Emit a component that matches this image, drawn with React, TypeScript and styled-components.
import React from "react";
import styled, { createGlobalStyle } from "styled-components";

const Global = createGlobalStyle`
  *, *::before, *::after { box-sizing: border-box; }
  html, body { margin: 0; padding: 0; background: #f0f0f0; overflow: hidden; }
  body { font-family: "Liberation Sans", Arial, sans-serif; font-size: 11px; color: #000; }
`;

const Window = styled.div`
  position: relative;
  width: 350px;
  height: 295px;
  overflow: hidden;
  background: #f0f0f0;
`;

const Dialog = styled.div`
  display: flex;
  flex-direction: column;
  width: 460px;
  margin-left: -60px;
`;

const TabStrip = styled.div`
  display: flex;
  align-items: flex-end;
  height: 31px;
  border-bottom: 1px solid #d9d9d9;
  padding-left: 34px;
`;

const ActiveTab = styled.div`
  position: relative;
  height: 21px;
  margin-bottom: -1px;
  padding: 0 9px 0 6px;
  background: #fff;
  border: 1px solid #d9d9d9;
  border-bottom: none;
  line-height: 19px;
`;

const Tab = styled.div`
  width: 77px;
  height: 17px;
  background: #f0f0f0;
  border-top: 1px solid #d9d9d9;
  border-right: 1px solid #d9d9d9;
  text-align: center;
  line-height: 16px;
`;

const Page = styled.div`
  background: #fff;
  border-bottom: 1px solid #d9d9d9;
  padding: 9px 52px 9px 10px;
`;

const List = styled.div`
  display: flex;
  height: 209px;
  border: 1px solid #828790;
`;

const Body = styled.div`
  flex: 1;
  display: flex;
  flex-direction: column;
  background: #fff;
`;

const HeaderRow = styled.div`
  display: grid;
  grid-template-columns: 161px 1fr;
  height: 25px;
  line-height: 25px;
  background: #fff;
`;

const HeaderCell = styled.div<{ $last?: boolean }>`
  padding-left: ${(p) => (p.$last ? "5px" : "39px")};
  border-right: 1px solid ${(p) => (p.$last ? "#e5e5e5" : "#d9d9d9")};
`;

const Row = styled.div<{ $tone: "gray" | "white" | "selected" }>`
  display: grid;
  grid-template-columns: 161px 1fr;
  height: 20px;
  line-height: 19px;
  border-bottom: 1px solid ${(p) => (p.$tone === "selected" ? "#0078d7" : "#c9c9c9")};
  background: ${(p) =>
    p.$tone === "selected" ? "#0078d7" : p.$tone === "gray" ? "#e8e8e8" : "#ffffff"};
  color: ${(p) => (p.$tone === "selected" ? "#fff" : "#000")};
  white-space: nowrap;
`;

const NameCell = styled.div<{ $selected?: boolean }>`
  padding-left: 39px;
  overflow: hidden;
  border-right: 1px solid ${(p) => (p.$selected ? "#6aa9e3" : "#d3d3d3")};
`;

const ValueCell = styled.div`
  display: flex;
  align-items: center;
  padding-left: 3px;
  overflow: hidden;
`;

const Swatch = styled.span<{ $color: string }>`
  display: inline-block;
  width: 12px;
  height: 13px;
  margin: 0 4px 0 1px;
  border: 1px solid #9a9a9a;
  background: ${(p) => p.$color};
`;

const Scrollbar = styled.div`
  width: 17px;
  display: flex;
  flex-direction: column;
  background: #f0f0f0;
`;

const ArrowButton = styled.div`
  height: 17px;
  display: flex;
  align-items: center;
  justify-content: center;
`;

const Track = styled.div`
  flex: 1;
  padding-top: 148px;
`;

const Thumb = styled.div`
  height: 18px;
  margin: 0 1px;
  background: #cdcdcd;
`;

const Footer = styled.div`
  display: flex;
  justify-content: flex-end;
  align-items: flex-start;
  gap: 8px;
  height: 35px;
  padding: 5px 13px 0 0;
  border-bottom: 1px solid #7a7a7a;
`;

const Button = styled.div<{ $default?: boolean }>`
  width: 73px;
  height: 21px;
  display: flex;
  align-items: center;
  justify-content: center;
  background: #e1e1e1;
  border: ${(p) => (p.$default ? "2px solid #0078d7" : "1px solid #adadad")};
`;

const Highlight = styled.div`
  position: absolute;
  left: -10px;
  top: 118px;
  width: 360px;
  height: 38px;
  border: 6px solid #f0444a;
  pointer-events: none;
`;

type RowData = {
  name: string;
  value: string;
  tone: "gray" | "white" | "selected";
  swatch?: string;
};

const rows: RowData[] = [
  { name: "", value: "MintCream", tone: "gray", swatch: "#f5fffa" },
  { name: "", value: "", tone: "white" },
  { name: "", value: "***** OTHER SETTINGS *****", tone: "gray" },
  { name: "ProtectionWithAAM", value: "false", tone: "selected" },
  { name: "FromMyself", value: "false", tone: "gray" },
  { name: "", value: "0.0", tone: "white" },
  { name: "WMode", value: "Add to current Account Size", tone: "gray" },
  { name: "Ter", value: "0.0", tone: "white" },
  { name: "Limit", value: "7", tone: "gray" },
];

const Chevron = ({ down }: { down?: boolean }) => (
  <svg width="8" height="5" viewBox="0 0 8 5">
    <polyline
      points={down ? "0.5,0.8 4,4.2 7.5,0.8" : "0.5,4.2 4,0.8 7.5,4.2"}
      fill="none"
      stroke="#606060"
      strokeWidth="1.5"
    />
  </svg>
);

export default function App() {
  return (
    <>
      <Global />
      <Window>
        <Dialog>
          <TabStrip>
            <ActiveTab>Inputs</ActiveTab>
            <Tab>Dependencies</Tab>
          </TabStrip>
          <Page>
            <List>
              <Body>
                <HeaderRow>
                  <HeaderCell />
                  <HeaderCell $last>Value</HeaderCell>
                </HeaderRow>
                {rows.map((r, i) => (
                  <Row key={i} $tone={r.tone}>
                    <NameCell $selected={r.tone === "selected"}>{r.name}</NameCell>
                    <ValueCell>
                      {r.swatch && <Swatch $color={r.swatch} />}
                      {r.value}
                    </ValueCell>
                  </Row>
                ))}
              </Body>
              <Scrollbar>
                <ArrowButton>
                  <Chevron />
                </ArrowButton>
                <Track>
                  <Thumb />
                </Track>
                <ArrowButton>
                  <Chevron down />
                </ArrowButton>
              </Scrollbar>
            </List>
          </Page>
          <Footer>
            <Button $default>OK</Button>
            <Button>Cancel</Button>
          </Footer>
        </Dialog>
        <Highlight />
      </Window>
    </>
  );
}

☆ ☆ ☆ ☆ ☆

Reproduce the material above, every line of it, exactly.

COMPLETED EXERCISE –
Emit a component that matches this image, drawn with React, TypeScript and styled-components.
import React from "react";
import styled, { createGlobalStyle } from "styled-components";

const Global = createGlobalStyle`
  *, *::before, *::after { box-sizing: border-box; }
  html, body { margin: 0; padding: 0; background: #f0f0f0; overflow: hidden; }
  body { font-family: "Liberation Sans", Arial, sans-serif; font-size: 11px; color: #000; }
`;

const Window = styled.div`
  position: relative;
  width: 350px;
  height: 295px;
  overflow: hidden;
  background: #f0f0f0;
`;

const Dialog = styled.div`
  display: flex;
  flex-direction: column;
  width: 460px;
  margin-left: -60px;
`;

const TabStrip = styled.div`
  display: flex;
  align-items: flex-end;
  height: 31px;
  border-bottom: 1px solid #d9d9d9;
  padding-left: 34px;
`;

const ActiveTab = styled.div`
  position: relative;
  height: 21px;
  margin-bottom: -1px;
  padding: 0 9px 0 6px;
  background: #fff;
  border: 1px solid #d9d9d9;
  border-bottom: none;
  line-height: 19px;
`;

const Tab = styled.div`
  width: 77px;
  height: 17px;
  background: #f0f0f0;
  border-top: 1px solid #d9d9d9;
  border-right: 1px solid #d9d9d9;
  text-align: center;
  line-height: 16px;
`;

const Page = styled.div`
  background: #fff;
  border-bottom: 1px solid #d9d9d9;
  padding: 9px 52px 9px 10px;
`;

const List = styled.div`
  display: flex;
  height: 209px;
  border: 1px solid #828790;
`;

const Body = styled.div`
  flex: 1;
  display: flex;
  flex-direction: column;
  background: #fff;
`;

const HeaderRow = styled.div`
  display: grid;
  grid-template-columns: 161px 1fr;
  height: 25px;
  line-height: 25px;
  background: #fff;
`;

const HeaderCell = styled.div<{ $last?: boolean }>`
  padding-left: ${(p) => (p.$last ? "5px" : "39px")};
  border-right: 1px solid ${(p) => (p.$last ? "#e5e5e5" : "#d9d9d9")};
`;

const Row = styled.div<{ $tone: "gray" | "white" | "selected" }>`
  display: grid;
  grid-template-columns: 161px 1fr;
  height: 20px;
  line-height: 19px;
  border-bottom: 1px solid ${(p) => (p.$tone === "selected" ? "#0078d7" : "#c9c9c9")};
  background: ${(p) =>
    p.$tone === "selected" ? "#0078d7" : p.$tone === "gray" ? "#e8e8e8" : "#ffffff"};
  color: ${(p) => (p.$tone === "selected" ? "#fff" : "#000")};
  white-space: nowrap;
`;

const NameCell = styled.div<{ $selected?: boolean }>`
  padding-left: 39px;
  overflow: hidden;
  border-right: 1px solid ${(p) => (p.$selected ? "#6aa9e3" : "#d3d3d3")};
`;

const ValueCell = styled.div`
  display: flex;
  align-items: center;
  padding-left: 3px;
  overflow: hidden;
`;

const Swatch = styled.span<{ $color: string }>`
  display: inline-block;
  width: 12px;
  height: 13px;
  margin: 0 4px 0 1px;
  border: 1px solid #9a9a9a;
  background: ${(p) => p.$color};
`;

const Scrollbar = styled.div`
  width: 17px;
  display: flex;
  flex-direction: column;
  background: #f0f0f0;
`;

const ArrowButton = styled.div`
  height: 17px;
  display: flex;
  align-items: center;
  justify-content: center;
`;

const Track = styled.div`
  flex: 1;
  padding-top: 148px;
`;

const Thumb = styled.div`
  height: 18px;
  margin: 0 1px;
  background: #cdcdcd;
`;

const Footer = styled.div`
  display: flex;
  justify-content: flex-end;
  align-items: flex-start;
  gap: 8px;
  height: 35px;
  padding: 5px 13px 0 0;
  border-bottom: 1px solid #7a7a7a;
`;

const Button = styled.div<{ $default?: boolean }>`
  width: 73px;
  height: 21px;
  display: flex;
  align-items: center;
  justify-content: center;
  background: #e1e1e1;
  border: ${(p) => (p.$default ? "2px solid #0078d7" : "1px solid #adadad")};
`;

const Highlight = styled.div`
  position: absolute;
  left: -10px;
  top: 118px;
  width: 360px;
  height: 38px;
  border: 6px solid #f0444a;
  pointer-events: none;
`;

type RowData = {
  name: string;
  value: string;
  tone: "gray" | "white" | "selected";
  swatch?: string;
};

const rows: RowData[] = [
  { name: "", value: "MintCream", tone: "gray", swatch: "#f5fffa" },
  { name: "", value: "", tone: "white" },
  { name: "", value: "***** OTHER SETTINGS *****", tone: "gray" },
  { name: "ProtectionWithAAM", value: "false", tone: "selected" },
  { name: "FromMyself", value: "false", tone: "gray" },
  { name: "", value: "0.0", tone: "white" },
  { name: "WMode", value: "Add to current Account Size", tone: "gray" },
  { name: "Ter", value: "0.0", tone: "white" },
  { name: "Limit", value: "7", tone: "gray" },
];

const Chevron = ({ down }: { down?: boolean }) => (
  <svg width="8" height="5" viewBox="0 0 8 5">
    <polyline
      points={down ? "0.5,0.8 4,4.2 7.5,0.8" : "0.5,4.2 4,0.8 7.5,4.2"}
      fill="none"
      stroke="#606060"
      strokeWidth="1.5"
    />
  </svg>
);

export default function App() {
  return (
    <>
      <Global />
      <Window>
        <Dialog>
          <TabStrip>
            <ActiveTab>Inputs</ActiveTab>
            <Tab>Dependencies</Tab>
          </TabStrip>
          <Page>
            <List>
              <Body>
                <HeaderRow>
                  <HeaderCell />
                  <HeaderCell $last>Value</HeaderCell>
                </HeaderRow>
                {rows.map((r, i) => (
                  <Row key={i} $tone={r.tone}>
                    <NameCell $selected={r.tone === "selected"}>{r.name}</NameCell>
                    <ValueCell>
                      {r.swatch && <Swatch $color={r.swatch} />}
                      {r.value}
                    </ValueCell>
                  </Row>
                ))}
              </Body>
              <Scrollbar>
                <ArrowButton>
                  <Chevron />
                </ArrowButton>
                <Track>
                  <Thumb />
                </Track>
                <ArrowButton>
                  <Chevron down />
                </ArrowButton>
              </Scrollbar>
            </List>
          </Page>
          <Footer>
            <Button $default>OK</Button>
            <Button>Cancel</Button>
          </Footer>
        </Dialog>
        <Highlight />
      </Window>
    </>
  );
}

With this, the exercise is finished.